Image copyright © by Marcus Trahan

42nd Street

(1933)

Though Busby Berkeley had previously choreographed huge musical numbers, including his trademark overhead kaleidoscope of chorus girls, and he would go on to direct even larger numbers than what we see here, this one, to me, is the granddaddy of huge musical films. It’s the one that has lasted the longest, and has become a classic. It contains all the lovely clichés of the backstage musical. “Now go out there and be so swell that you’ll make me hate you!” “You’re gonna work days, and you’re gonna work nights, and you’re gonna work between time when I think you need it. You’re gonna dance until your feet fall off, till you’re not able to stand up any longer.” “Sawyer, you’re going out a youngster but you’ve got to come back a star!”
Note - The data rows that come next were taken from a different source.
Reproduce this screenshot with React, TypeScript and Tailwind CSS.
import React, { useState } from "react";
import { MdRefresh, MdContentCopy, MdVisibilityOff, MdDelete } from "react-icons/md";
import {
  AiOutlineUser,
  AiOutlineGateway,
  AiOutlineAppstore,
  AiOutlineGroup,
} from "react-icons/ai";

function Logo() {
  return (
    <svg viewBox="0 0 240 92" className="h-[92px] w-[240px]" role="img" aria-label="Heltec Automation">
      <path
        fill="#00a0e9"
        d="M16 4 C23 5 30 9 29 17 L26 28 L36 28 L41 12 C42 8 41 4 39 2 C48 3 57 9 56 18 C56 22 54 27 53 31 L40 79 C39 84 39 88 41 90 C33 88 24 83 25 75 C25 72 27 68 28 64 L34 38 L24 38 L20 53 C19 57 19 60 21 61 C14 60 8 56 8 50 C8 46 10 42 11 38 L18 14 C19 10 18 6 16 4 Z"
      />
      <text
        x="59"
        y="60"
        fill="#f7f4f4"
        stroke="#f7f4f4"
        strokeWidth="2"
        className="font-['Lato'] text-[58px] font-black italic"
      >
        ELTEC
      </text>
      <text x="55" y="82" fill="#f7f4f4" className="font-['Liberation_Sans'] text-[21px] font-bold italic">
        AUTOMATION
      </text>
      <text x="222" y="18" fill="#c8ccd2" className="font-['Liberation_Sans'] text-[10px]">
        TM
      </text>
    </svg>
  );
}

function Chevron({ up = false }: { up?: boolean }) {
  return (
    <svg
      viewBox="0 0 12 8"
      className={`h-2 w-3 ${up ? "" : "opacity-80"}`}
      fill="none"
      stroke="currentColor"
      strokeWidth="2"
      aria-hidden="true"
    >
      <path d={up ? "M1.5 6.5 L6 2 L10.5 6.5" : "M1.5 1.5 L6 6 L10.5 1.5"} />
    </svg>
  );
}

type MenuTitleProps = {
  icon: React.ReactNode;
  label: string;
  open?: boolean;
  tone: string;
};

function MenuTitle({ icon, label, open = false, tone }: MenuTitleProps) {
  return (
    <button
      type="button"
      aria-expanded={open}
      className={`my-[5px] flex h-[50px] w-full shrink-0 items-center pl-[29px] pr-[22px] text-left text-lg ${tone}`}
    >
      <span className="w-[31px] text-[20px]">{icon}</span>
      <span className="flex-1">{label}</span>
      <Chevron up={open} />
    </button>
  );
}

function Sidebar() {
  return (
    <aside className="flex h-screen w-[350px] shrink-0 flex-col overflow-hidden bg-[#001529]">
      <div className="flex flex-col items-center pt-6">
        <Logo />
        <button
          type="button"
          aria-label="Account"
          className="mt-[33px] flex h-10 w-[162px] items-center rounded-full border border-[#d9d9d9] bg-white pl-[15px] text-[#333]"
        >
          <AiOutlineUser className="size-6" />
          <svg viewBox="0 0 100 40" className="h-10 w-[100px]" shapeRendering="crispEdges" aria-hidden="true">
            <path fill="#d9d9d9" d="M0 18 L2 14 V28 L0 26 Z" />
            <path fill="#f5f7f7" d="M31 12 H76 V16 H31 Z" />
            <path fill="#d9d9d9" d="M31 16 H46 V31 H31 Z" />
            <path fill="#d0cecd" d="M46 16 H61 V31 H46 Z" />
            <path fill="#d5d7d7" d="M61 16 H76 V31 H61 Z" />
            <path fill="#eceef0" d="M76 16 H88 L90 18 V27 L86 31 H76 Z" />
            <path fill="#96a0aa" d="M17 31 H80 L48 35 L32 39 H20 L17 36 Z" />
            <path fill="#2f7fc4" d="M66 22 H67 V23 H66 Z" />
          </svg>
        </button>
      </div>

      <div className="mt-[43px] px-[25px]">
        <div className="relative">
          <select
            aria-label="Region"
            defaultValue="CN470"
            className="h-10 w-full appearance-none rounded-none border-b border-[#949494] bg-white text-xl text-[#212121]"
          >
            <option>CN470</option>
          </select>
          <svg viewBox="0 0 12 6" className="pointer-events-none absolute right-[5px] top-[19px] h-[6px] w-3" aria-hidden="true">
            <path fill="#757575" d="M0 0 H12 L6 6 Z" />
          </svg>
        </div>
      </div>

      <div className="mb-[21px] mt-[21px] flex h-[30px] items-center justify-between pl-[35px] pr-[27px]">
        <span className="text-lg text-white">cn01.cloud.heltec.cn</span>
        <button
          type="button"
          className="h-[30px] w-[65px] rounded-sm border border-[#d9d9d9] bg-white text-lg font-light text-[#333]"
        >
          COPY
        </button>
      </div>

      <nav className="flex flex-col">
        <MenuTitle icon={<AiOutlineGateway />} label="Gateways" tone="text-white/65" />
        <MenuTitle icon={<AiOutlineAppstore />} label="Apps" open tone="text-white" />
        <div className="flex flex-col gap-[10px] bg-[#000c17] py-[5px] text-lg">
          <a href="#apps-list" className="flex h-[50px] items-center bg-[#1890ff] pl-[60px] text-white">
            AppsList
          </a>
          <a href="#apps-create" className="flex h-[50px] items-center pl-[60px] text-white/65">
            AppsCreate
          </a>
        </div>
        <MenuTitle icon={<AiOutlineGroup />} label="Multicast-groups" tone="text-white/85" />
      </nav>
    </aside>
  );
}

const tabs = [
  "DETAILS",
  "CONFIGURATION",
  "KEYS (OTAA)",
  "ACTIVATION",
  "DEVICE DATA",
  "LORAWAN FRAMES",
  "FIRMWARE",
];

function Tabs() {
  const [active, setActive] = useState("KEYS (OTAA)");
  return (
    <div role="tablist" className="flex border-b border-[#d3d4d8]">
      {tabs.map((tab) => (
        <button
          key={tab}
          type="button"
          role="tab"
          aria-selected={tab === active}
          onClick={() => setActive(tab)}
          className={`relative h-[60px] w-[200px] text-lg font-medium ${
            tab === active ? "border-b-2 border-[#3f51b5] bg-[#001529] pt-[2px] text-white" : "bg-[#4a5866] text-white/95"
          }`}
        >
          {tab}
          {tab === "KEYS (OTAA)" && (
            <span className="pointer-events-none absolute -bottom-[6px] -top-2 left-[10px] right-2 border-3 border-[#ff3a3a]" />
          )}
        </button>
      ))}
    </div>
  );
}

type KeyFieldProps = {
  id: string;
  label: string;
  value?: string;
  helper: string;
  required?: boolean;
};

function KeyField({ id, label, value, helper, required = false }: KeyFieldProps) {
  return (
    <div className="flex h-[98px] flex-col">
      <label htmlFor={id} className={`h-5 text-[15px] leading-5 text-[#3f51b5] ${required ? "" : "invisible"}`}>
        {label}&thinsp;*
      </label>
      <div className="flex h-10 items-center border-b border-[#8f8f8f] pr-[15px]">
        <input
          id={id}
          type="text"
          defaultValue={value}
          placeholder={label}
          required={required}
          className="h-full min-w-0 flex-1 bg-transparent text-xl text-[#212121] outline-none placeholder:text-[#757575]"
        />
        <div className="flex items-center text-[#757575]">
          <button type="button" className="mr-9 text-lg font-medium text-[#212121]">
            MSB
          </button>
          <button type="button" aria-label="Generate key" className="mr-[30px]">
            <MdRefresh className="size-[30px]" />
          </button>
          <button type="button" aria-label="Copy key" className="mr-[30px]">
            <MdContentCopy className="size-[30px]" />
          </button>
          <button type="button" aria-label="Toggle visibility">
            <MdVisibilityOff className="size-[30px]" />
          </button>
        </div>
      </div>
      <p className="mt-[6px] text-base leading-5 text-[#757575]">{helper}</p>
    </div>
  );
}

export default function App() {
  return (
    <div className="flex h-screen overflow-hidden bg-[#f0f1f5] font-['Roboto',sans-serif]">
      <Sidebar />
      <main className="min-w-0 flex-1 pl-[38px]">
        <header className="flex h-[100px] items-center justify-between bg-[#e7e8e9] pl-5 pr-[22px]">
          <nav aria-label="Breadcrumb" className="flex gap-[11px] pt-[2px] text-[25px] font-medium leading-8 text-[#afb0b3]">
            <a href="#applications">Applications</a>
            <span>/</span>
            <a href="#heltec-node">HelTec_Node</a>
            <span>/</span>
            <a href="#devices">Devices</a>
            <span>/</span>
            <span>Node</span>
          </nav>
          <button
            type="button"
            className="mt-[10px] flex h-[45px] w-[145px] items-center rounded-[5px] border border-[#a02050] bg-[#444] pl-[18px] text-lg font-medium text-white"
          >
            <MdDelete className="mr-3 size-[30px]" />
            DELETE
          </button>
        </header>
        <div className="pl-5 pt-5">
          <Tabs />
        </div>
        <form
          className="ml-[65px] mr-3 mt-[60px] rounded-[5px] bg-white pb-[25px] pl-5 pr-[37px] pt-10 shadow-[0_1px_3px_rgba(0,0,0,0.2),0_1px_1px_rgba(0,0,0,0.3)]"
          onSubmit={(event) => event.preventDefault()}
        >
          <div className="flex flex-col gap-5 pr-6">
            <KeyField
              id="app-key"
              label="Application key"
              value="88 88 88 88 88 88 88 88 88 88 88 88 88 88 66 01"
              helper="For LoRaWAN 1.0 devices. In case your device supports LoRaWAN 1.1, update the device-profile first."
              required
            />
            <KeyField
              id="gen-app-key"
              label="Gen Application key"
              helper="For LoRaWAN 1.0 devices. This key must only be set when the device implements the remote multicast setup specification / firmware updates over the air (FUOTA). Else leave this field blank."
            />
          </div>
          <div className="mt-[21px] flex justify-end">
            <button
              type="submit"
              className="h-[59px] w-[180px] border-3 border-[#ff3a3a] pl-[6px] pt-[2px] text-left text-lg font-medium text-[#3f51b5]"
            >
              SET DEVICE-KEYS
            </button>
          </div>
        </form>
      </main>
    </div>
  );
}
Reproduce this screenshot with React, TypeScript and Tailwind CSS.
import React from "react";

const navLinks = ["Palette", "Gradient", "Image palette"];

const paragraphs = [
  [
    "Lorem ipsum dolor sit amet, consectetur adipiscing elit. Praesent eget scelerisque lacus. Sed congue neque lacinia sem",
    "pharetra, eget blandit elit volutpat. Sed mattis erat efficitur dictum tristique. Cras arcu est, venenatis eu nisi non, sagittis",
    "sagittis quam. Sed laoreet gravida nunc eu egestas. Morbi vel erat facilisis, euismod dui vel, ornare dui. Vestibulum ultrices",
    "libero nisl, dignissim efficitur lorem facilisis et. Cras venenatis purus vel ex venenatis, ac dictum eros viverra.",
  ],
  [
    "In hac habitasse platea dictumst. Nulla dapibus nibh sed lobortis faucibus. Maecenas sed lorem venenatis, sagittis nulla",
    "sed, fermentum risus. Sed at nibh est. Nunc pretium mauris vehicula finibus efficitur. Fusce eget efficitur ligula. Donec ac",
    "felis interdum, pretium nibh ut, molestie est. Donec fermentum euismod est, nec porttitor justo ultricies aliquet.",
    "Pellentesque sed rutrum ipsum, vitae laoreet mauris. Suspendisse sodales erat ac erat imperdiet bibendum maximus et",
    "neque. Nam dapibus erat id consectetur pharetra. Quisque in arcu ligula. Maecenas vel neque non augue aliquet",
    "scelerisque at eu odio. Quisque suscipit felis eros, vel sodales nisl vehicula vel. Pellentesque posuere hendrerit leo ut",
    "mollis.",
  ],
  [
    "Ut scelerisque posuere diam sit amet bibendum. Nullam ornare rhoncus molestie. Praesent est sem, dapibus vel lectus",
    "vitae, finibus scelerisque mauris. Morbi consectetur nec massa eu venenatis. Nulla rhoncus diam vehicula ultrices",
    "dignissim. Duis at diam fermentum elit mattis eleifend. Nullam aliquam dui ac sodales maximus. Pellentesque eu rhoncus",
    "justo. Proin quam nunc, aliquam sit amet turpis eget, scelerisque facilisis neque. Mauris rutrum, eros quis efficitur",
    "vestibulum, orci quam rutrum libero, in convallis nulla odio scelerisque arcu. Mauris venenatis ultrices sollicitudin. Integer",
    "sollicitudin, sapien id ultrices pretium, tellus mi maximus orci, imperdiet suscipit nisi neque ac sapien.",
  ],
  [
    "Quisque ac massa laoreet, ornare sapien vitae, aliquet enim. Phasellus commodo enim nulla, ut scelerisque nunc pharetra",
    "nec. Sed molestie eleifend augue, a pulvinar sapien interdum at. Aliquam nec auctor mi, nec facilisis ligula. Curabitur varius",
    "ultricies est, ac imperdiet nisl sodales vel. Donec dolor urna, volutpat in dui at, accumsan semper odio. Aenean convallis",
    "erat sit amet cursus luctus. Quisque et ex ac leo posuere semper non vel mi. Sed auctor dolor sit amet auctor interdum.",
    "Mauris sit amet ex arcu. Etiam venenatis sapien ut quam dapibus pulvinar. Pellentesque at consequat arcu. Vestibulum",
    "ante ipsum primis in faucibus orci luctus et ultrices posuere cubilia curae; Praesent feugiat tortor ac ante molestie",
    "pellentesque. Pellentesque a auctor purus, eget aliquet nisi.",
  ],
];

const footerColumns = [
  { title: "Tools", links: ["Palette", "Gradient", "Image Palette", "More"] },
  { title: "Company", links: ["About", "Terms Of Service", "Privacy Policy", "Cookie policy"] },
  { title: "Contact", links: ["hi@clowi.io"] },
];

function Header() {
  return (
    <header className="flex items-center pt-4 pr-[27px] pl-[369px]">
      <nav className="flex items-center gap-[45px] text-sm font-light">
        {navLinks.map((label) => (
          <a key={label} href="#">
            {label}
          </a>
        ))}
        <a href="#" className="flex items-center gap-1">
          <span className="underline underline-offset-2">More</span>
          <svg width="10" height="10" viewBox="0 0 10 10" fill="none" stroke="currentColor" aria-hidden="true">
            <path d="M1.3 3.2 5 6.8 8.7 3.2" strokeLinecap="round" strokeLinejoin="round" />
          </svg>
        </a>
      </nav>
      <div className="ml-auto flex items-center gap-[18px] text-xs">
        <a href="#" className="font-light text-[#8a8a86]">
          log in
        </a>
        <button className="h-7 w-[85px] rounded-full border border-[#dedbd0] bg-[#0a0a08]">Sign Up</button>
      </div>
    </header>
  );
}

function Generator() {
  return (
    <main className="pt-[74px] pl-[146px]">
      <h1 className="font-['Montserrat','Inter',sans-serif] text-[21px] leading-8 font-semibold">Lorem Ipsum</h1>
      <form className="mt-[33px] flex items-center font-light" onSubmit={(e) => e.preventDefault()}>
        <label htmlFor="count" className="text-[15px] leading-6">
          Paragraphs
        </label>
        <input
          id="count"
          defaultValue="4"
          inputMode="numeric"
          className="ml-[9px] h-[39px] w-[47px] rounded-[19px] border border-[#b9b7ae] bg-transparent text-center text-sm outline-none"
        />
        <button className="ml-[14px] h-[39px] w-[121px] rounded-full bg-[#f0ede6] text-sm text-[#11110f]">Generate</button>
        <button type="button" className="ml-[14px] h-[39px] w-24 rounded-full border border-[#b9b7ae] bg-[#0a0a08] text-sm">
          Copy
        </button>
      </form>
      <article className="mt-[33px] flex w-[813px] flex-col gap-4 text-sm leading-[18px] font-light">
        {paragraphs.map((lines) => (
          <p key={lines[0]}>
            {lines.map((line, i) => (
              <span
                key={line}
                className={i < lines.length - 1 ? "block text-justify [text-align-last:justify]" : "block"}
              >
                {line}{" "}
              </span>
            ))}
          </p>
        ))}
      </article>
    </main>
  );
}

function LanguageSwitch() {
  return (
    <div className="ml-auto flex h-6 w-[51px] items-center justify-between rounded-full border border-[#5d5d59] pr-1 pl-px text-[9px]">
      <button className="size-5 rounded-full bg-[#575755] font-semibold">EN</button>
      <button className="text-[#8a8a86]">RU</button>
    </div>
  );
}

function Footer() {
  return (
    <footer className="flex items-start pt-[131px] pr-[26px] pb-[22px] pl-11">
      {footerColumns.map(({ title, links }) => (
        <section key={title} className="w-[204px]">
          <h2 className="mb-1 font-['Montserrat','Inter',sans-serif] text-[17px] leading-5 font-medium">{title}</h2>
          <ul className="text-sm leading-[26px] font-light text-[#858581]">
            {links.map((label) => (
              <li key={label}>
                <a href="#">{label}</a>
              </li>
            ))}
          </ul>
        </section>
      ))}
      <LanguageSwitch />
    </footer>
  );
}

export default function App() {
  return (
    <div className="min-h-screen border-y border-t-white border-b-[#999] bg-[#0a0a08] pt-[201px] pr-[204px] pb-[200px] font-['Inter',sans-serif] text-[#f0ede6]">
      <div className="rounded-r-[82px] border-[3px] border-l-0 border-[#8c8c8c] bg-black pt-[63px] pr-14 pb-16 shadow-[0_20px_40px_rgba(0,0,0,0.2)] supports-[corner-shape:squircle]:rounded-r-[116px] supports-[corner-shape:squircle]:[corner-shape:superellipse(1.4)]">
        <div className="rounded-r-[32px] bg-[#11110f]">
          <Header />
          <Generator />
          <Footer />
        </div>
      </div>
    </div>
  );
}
It contains three of Berkeley’s numbers, which usually begin on the stage but then transform into spaces that could not fit on any stage ever built. “I’m Young and Healthy” is danced on a huge counter-rotating turntable. The ending shot of the camera moving between the legs of the chorus girls was duplicated in Ken Russell’s The Boyfriend. Dick Powell, the “juvenile” lead, begins it all singing in his high tenor voice that is so strange to modern ears. Until I first saw this movie many years I had always known him for his tough-guy noir films. “Shuffle Off to Buffalo” takes place on a Pullman train car that opens up to show all the berths and the shenanigans going on in them. Then the killer title number, which is a very weird story with a cast of many, many hundreds of dancers. It opens with Ruby Keeler showing her impressive chops as a tap dancer.

Ginger Rogers doesn’t get top billing. It would be later that year that she was partnered with Fred Astaire in Flying Down to Rio, and history was made.